Task objective: Extract the full listing verbatim and drop any pictures from your copy.

##### Collected material #####

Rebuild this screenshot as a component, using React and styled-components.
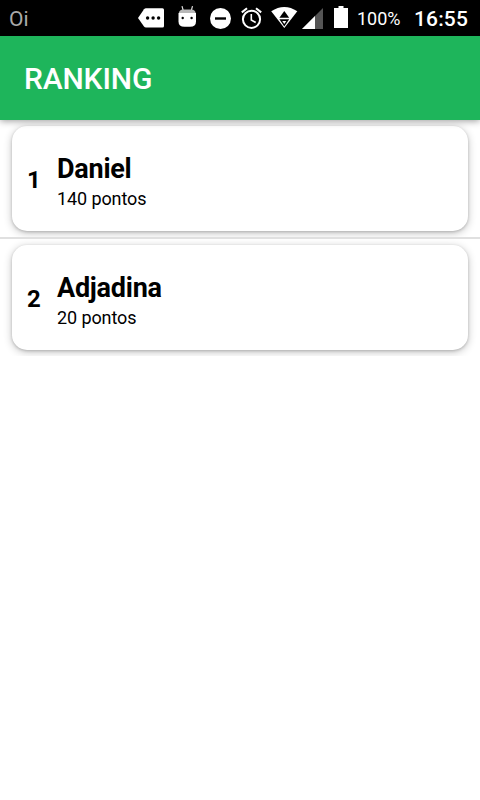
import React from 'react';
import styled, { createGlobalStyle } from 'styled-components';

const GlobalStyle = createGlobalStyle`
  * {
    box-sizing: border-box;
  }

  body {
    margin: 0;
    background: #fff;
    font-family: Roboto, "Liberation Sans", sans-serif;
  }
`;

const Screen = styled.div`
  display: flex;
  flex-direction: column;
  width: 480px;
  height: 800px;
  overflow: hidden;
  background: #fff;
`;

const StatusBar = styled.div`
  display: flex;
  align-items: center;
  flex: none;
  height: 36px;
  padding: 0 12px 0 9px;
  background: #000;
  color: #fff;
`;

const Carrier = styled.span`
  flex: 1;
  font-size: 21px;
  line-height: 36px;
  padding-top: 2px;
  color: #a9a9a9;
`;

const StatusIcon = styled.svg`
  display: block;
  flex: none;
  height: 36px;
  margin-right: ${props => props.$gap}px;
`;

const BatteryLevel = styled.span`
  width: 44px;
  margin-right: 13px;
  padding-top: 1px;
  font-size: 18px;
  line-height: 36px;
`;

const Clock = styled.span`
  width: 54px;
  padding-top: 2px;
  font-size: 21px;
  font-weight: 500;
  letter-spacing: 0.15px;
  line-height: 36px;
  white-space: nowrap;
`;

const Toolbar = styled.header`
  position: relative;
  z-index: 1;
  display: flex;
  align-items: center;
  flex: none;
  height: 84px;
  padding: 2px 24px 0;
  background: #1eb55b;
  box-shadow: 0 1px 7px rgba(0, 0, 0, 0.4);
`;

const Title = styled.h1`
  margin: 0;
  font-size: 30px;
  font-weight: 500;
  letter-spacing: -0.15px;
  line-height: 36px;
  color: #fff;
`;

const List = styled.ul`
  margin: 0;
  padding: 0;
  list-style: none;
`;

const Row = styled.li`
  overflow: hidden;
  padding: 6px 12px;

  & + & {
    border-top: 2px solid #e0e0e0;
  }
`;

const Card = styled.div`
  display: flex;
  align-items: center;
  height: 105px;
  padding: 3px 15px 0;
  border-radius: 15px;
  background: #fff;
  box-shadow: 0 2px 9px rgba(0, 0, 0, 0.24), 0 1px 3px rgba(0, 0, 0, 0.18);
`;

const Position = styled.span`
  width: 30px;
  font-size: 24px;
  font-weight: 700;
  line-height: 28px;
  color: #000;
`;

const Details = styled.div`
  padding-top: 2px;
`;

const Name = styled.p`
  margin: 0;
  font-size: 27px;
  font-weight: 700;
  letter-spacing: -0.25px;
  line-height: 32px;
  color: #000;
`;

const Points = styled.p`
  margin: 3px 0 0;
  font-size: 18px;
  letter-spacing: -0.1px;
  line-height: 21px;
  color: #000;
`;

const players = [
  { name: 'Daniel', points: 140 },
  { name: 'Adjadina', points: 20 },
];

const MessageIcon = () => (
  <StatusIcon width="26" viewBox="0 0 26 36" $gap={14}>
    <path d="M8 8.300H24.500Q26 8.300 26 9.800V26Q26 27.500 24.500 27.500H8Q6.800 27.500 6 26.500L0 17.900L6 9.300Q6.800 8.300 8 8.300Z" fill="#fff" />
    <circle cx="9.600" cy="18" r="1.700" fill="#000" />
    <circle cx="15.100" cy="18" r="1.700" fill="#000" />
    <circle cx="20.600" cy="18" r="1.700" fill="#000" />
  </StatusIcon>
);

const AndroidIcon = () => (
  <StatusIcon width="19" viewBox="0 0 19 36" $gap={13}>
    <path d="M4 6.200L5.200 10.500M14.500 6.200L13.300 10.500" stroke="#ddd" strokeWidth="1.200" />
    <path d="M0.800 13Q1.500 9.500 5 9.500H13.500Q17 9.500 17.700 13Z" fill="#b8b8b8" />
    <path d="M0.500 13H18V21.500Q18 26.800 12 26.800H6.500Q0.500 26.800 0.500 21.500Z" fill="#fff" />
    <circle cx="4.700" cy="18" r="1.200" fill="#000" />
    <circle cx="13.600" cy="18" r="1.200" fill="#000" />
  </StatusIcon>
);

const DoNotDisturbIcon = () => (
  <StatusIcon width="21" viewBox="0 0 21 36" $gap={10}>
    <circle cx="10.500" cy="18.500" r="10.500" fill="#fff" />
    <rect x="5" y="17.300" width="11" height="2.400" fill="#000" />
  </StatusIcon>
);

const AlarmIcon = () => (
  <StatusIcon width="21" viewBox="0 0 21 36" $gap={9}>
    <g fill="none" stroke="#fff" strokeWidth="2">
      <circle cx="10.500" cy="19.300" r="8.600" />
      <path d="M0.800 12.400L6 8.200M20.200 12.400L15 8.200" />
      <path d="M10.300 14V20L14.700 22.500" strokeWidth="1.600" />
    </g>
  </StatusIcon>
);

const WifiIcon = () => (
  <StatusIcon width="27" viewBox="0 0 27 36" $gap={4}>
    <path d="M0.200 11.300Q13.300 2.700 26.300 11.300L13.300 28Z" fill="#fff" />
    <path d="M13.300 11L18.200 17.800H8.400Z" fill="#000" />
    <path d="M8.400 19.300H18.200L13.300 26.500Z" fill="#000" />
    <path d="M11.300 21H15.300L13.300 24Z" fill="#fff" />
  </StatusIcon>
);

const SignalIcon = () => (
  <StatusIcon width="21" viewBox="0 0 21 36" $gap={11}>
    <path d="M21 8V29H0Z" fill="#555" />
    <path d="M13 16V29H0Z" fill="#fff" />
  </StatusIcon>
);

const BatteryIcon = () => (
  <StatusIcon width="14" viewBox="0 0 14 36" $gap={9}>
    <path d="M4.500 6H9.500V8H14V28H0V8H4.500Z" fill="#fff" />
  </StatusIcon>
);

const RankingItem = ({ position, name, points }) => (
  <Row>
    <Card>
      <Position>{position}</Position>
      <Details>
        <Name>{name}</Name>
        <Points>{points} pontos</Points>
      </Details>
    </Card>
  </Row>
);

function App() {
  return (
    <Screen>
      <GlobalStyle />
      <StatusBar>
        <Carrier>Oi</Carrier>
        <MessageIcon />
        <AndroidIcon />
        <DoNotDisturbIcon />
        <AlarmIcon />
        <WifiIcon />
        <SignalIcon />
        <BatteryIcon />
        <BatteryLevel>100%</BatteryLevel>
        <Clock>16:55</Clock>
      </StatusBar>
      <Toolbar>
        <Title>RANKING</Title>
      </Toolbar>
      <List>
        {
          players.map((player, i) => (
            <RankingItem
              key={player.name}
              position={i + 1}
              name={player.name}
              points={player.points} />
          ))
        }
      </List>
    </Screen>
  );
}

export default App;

#####

Written response:
Rebuild this screenshot as a component, using React and styled-components.
import React from 'react';
import styled, { createGlobalStyle } from 'styled-components';

const GlobalStyle = createGlobalStyle`
  * {
    box-sizing: border-box;
  }

  body {
    margin: 0;
    background: #fff;
    font-family: Roboto, "Liberation Sans", sans-serif;
  }
`;

const Screen = styled.div`
  display: flex;
  flex-direction: column;
  width: 480px;
  height: 800px;
  overflow: hidden;
  background: #fff;
`;

const StatusBar = styled.div`
  display: flex;
  align-items: center;
  flex: none;
  height: 36px;
  padding: 0 12px 0 9px;
  background: #000;
  color: #fff;
`;

const Carrier = styled.span`
  flex: 1;
  font-size: 21px;
  line-height: 36px;
  padding-top: 2px;
  color: #a9a9a9;
`;

const StatusIcon = styled.svg`
  display: block;
  flex: none;
  height: 36px;
  margin-right: ${props => props.$gap}px;
`;

const BatteryLevel = styled.span`
  width: 44px;
  margin-right: 13px;
  padding-top: 1px;
  font-size: 18px;
  line-height: 36px;
`;

const Clock = styled.span`
  width: 54px;
  padding-top: 2px;
  font-size: 21px;
  font-weight: 500;
  letter-spacing: 0.15px;
  line-height: 36px;
  white-space: nowrap;
`;

const Toolbar = styled.header`
  position: relative;
  z-index: 1;
  display: flex;
  align-items: center;
  flex: none;
  height: 84px;
  padding: 2px 24px 0;
  background: #1eb55b;
  box-shadow: 0 1px 7px rgba(0, 0, 0, 0.4);
`;

const Title = styled.h1`
  margin: 0;
  font-size: 30px;
  font-weight: 500;
  letter-spacing: -0.15px;
  line-height: 36px;
  color: #fff;
`;

const List = styled.ul`
  margin: 0;
  padding: 0;
  list-style: none;
`;

const Row = styled.li`
  overflow: hidden;
  padding: 6px 12px;

  & + & {
    border-top: 2px solid #e0e0e0;
  }
`;

const Card = styled.div`
  display: flex;
  align-items: center;
  height: 105px;
  padding: 3px 15px 0;
  border-radius: 15px;
  background: #fff;
  box-shadow: 0 2px 9px rgba(0, 0, 0, 0.24), 0 1px 3px rgba(0, 0, 0, 0.18);
`;

const Position = styled.span`
  width: 30px;
  font-size: 24px;
  font-weight: 700;
  line-height: 28px;
  color: #000;
`;

const Details = styled.div`
  padding-top: 2px;
`;

const Name = styled.p`
  margin: 0;
  font-size: 27px;
  font-weight: 700;
  letter-spacing: -0.25px;
  line-height: 32px;
  color: #000;
`;

const Points = styled.p`
  margin: 3px 0 0;
  font-size: 18px;
  letter-spacing: -0.1px;
  line-height: 21px;
  color: #000;
`;

const players = [
  { name: 'Daniel', points: 140 },
  { name: 'Adjadina', points: 20 },
];

const MessageIcon = () => (
  <StatusIcon width="26" viewBox="0 0 26 36" $gap={14}>
    <path d="M8 8.300H24.500Q26 8.300 26 9.800V26Q26 27.500 24.500 27.500H8Q6.800 27.500 6 26.500L0 17.900L6 9.300Q6.800 8.300 8 8.300Z" fill="#fff" />
    <circle cx="9.600" cy="18" r="1.700" fill="#000" />
    <circle cx="15.100" cy="18" r="1.700" fill="#000" />
    <circle cx="20.600" cy="18" r="1.700" fill="#000" />
  </StatusIcon>
);

const AndroidIcon = () => (
  <StatusIcon width="19" viewBox="0 0 19 36" $gap={13}>
    <path d="M4 6.200L5.200 10.500M14.500 6.200L13.300 10.500" stroke="#ddd" strokeWidth="1.200" />
    <path d="M0.800 13Q1.500 9.500 5 9.500H13.500Q17 9.500 17.700 13Z" fill="#b8b8b8" />
    <path d="M0.500 13H18V21.500Q18 26.800 12 26.800H6.500Q0.500 26.800 0.500 21.500Z" fill="#fff" />
    <circle cx="4.700" cy="18" r="1.200" fill="#000" />
    <circle cx="13.600" cy="18" r="1.200" fill="#000" />
  </StatusIcon>
);

const DoNotDisturbIcon = () => (
  <StatusIcon width="21" viewBox="0 0 21 36" $gap={10}>
    <circle cx="10.500" cy="18.500" r="10.500" fill="#fff" />
    <rect x="5" y="17.300" width="11" height="2.400" fill="#000" />
  </StatusIcon>
);

const AlarmIcon = () => (
  <StatusIcon width="21" viewBox="0 0 21 36" $gap={9}>
    <g fill="none" stroke="#fff" strokeWidth="2">
      <circle cx="10.500" cy="19.300" r="8.600" />
      <path d="M0.800 12.400L6 8.200M20.200 12.400L15 8.200" />
      <path d="M10.300 14V20L14.700 22.500" strokeWidth="1.600" />
    </g>
  </StatusIcon>
);

const WifiIcon = () => (
  <StatusIcon width="27" viewBox="0 0 27 36" $gap={4}>
    <path d="M0.200 11.300Q13.300 2.700 26.300 11.300L13.300 28Z" fill="#fff" />
    <path d="M13.300 11L18.200 17.800H8.400Z" fill="#000" />
    <path d="M8.400 19.300H18.200L13.300 26.500Z" fill="#000" />
    <path d="M11.300 21H15.300L13.300 24Z" fill="#fff" />
  </StatusIcon>
);

const SignalIcon = () => (
  <StatusIcon width="21" viewBox="0 0 21 36" $gap={11}>
    <path d="M21 8V29H0Z" fill="#555" />
    <path d="M13 16V29H0Z" fill="#fff" />
  </StatusIcon>
);

const BatteryIcon = () => (
  <StatusIcon width="14" viewBox="0 0 14 36" $gap={9}>
    <path d="M4.500 6H9.500V8H14V28H0V8H4.500Z" fill="#fff" />
  </StatusIcon>
);

const RankingItem = ({ position, name, points }) => (
  <Row>
    <Card>
      <Position>{position}</Position>
      <Details>
        <Name>{name}</Name>
        <Points>{points} pontos</Points>
      </Details>
    </Card>
  </Row>
);

function App() {
  return (
    <Screen>
      <GlobalStyle />
      <StatusBar>
        <Carrier>Oi</Carrier>
        <MessageIcon />
        <AndroidIcon />
        <DoNotDisturbIcon />
        <AlarmIcon />
        <WifiIcon />
        <SignalIcon />
        <BatteryIcon />
        <BatteryLevel>100%</BatteryLevel>
        <Clock>16:55</Clock>
      </StatusBar>
      <Toolbar>
        <Title>RANKING</Title>
      </Toolbar>
      <List>
        {
          players.map((player, i) => (
            <RankingItem
              key={player.name}
              position={i + 1}
              name={player.name}
              points={player.points} />
          ))
        }
      </List>
    </Screen>
  );
}

export default App;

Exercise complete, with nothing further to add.